We've been talking about putting together an emergency plan. It's definitely on our priority list.

I knit for enjoyment and accomplishment. Self-reliance is another matter. I don't grow our food and I'm totally dependent on a car (hello, suburbia). We do have two woodstoves so if things got really bad, we'd keep warm. Provided we could get wood. Hmmmm. Maybe I should plant a few more trees on our acre?!

9/08/2005 4:15 PM  
Blogger Lorette said...

This is a great post, Wendy! John and I have talked about this at length, both now and in the past. We live in earthquake territory, as well as in the shadow of an active volcano (Mt. Rainier). We have an earthquake box in the garage, and a plan to get out if we need to. Where we would get to, and how we would survive after the stuff in the box was gone, is another story.
I find it interesting that as a society we've gone from self-reliant to our current state in little more than a generation or so. My grandparents homesteaded a farm in the midwest in the early 1900's. They grew their own food, built their own buildings and furniture, raised their own children, made their own entertainment. There were some things that they needed to buy from town, but even most of that was local stuff. It was certainly not an easy life. I don't think we want to go back to that, but perhaps we've swung too far in the opposite direction.

9/08/2005 6:05 PM  
Blogger Liz said...

We didn't have disaster on our minds when we moved to Maine, but self-sufficiency was.

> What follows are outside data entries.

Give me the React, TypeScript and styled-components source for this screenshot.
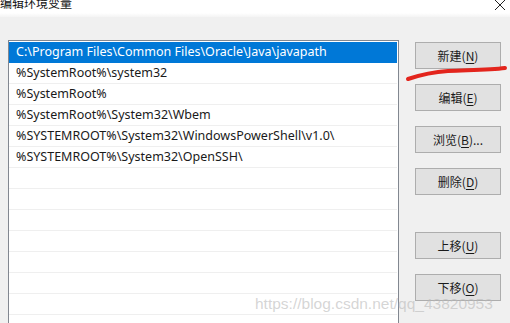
import React from 'react';
import styled, { createGlobalStyle } from 'styled-components';

const GlobalStyle = createGlobalStyle`
  html, body {
    margin: 0;
    padding: 0;
    background: #f0f0f0;
  }
  body {
    font-family: "Noto Sans", "Noto Sans CJK SC", sans-serif;
  }
`;

const Window = styled.div`
  position: relative;
  width: 510px;
  height: 323px;
  overflow: hidden;
  background: #f0f0f0;
  display: flex;
  flex-direction: column;
`;

const TitleBar = styled.div`
  height: 17px;
  flex: none;
  display: flex;
  justify-content: space-between;
  align-items: flex-start;
  background: linear-gradient(#ffffff 0, #ffffff 13px, #f4f4f4 17px);
`;

const Title = styled.span`
  font-family: "Noto Sans CJK SC", sans-serif;
  font-size: 12px;
  line-height: 12px;
  margin-top: -3px;
  color: #111;
`;

const CloseIcon = styled.svg`
  margin: 0 4px 0 0;
`;

const Body = styled.div`
  flex: 1;
  min-height: 0;
  display: flex;
  gap: 16px;
  padding: 23px 0 0 8px;
`;

const ListBox = styled.div`
  width: 389px;
  flex: none;
  background: #ffffff;
  border: 1px solid #828790;
  border-bottom: none;
  padding-top: 1px;
  overflow: hidden;
`;

const Row = styled.div<{ $selected?: boolean }>`
  height: 20px;
  line-height: 20px;
  padding-left: 7px;
  margin-right: 1px;
  border-bottom: 1px solid ${(p) => (p.$selected ? '#0078d7' : '#efefef')};
  background: ${(p) => (p.$selected ? '#0078d7' : 'transparent')};
  color: ${(p) => (p.$selected ? '#ffffff' : '#1a1a1a')};
  font-size: 12.5px;
  white-space: nowrap;
`;

const ButtonColumn = styled.div`
  width: 86px;
  flex: none;
  display: flex;
  flex-direction: column;
  gap: 15px;
  padding-top: 2px;
`;

const Button = styled.div<{ $spaceBefore?: number }>`
  height: 25px;
  margin-top: ${(p) => p.$spaceBefore ?? 0}px;
  background: #e1e1e1;
  border: 1px solid #adadad;
  display: flex;
  align-items: center;
  justify-content: center;
  font-family: "Noto Sans CJK SC", sans-serif;
  font-size: 12px;
  color: #1a1a1a;

  u {
    text-underline-offset: 2px;
  }
`;

const Scribble = styled.svg`
  position: absolute;
  left: 0;
  top: 0;
  pointer-events: none;
`;

const Watermark = styled.div`
  position: absolute;
  left: 255px;
  top: 295px;
  font-family: "Liberation Sans", Arial, sans-serif;
  font-size: 15.5px;
  color: rgba(185, 185, 185, 0.6);
  white-space: nowrap;
  pointer-events: none;
`;

const paths = [
  'C:\\Program Files\\Common Files\\Oracle\\Java\\javapath',
  '%SystemRoot%\\system32',
  '%SystemRoot%',
  '%SystemRoot%\\System32\\Wbem',
  '%SYSTEMROOT%\\System32\\WindowsPowerShell\\v1.0\\',
  '%SYSTEMROOT%\\System32\\OpenSSH\\',
];

const buttons: { label: string; key: string; suffix?: string; gap?: number }[] = [
  { label: '新建', key: 'N' },
  { label: '编辑', key: 'E' },
  { label: '浏览', key: 'B', suffix: '...' },
  { label: '删除', key: 'D' },
  { label: '上移', key: 'U', gap: 22 },
  { label: '下移', key: 'O' },
];

const App = () => {
  const rows = [...paths, ...Array(8).fill('')];
  return (
    <Window>
      <GlobalStyle />
      <TitleBar>
        <Title>编辑环境变量</Title>
        <CloseIcon width="12" height="11" viewBox="0 0 12 11">
          <path d="M1 0 L11 10 M11 0 L1 10" stroke="#222" strokeWidth="1" fill="none" />
        </CloseIcon>
      </TitleBar>
      <Body>
        <ListBox>
          {rows.map((p, i) => (
            <Row key={i} $selected={i === 0}>
              {p}
            </Row>
          ))}
        </ListBox>
        <ButtonColumn>
          {buttons.map((b) => (
            <Button key={b.key} $spaceBefore={b.gap}>
              {b.label}(<u>{b.key}</u>){b.suffix}
            </Button>
          ))}
        </ButtonColumn>
      </Body>
      <Scribble width="510" height="323" viewBox="0 0 510 323">
        <path
          d="M408 79 C 420 75, 432 72, 448 71 C 470 70, 490 70, 505 68"
          stroke="#e3251d"
          strokeWidth="4"
          strokeLinecap="round"
          fill="none"
        />
      </Scribble>
      <Watermark>https://blog.csdn.net/qq_43820953</Watermark>
    </Window>
  );
};

export default App;
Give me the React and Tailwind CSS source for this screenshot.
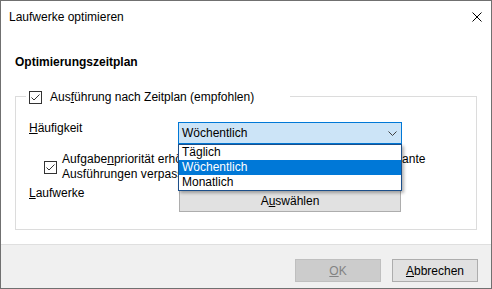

We also felt that it's important to preserve open spaces and old houses, which is how we ended up with so much land.

I *do* think that people who choose to live in sensitive environmental areas should do so with a mind to what possibly could go wrong. Wetlands and barrier islands play a very important part in protecting the mainland, and people need to be aware of that.

I also like what Lorette said about us moderns going too far in the direction from our grandparents. The pendulum swings both ways, and I think we'll find ourselves as a society embracing some of the old ways again.